De fato, a Universidade
Estadual de Ponta Grossa firmou convênios e abriu portas em importantes
instituições européias, com especial destaque para as casas portuguesas. Prova
cabal do que se diz é que, limitando-se ao Curso de Bacharelado em Direito –
âmbito ao qual se circunscreve este texto – existem, atualmente, dois
acadêmicos realizando mobilidade acadêmica na Faculdade de Direito da
Universidade de Coimbra – vale lembrar que são disponíveis apenas duas vagas –
e um acadêmico na Faculdade de Direito da Universidade do Porto, instituição na
qual, aliás, mais dois acadêmicos realizaram o mesmo programa no semestre
passado. Noutras palavras, apenas um semestre após a abertura do primeiro
edital, já são cinco os acadêmicos da Faculdade de Direito da UEPG que tiveram
a oportunidade de uma temporada de estudos em solo português. Os primeiros
passos, pensamos, são bastante satisfatórios.
Pois bem. Penso ter
atingido o objetivo ao qual me propus no início desta reflexão: esboçar um
quadro geral sobre pontos de comparação entre minha instituição de origem e a
instituição que ora estou frequentando.

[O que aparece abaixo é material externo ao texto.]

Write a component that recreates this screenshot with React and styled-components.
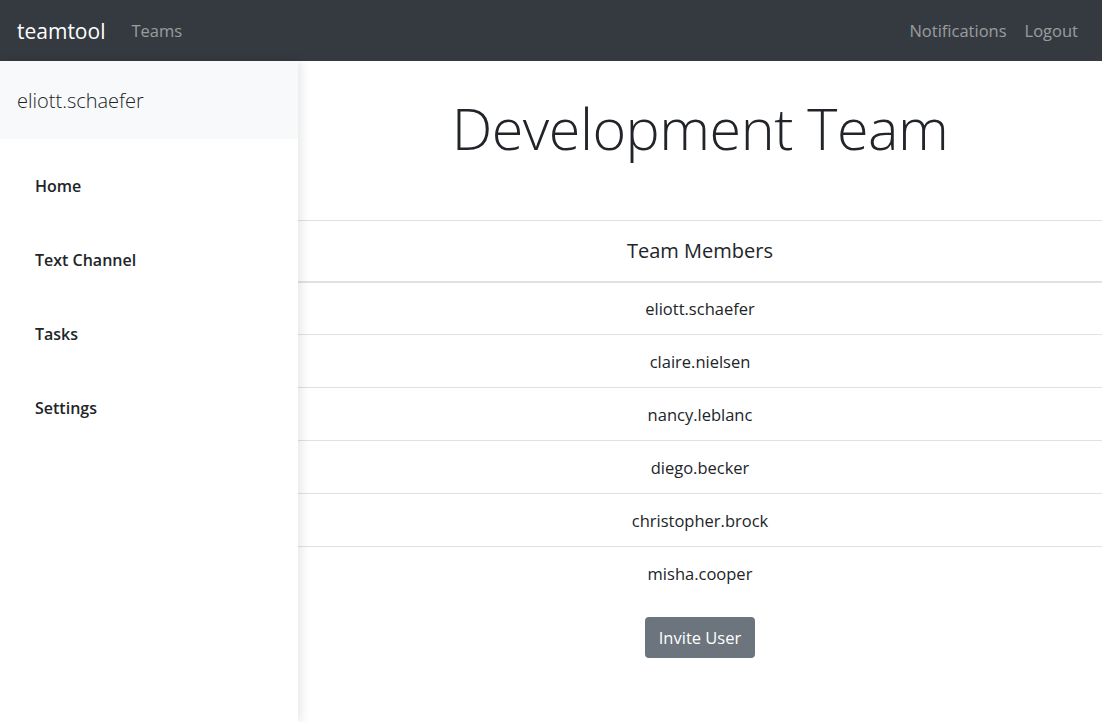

Evidentemente, a reflexão foi breve, e
muitos outros pontos poderiam ter sido cotejados. Todavia, do que se disse é
possível depreender algumas considerações.
Ainda precisamos
investir, e fortemente, em infra-estrutura, seja no que respeita às instalações
físicas ou à tecnologia, seja no que diz com a nossa biblioteca, cujo acervo é
ainda muito parco. Também urge a implementação de um programa de pós-graduação strictu sensu, que somente será possível
se as atividades de pesquisa forem ainda mais valorizadas, bem como se mostra
importante um aprofundamento na formação teórica tanto de discentes quanto de
docentes. É inegável, contudo, que nos últimos anos passamos por um processo de
renovação do quadro docente que se mostrou muito salutar. Em boa medida por
força disto, estamos retomando a senda da pesquisa científica e das
publicações, baluartes de qualquer Faculdade de Direito que se pretenda
qualificada. O programa de mobilidade estudantil institucional está a pleno
vapor, o que também nos enche de esperança para os anos vindouros. Estes
fatores, somados à integração que existe entre professores e alunos, radicada
num relacionamento de proximidade desconhecida em Portugal, fazem-nos crer que
estamos caminhando – ainda que não a passos tão largos como talvez desejássemos
– para um rumo certo, em que ensino, pesquisa e extensão públicos, gratuitos e
de qualidade não se limitarão a uma retórica idealista e eleitoreira.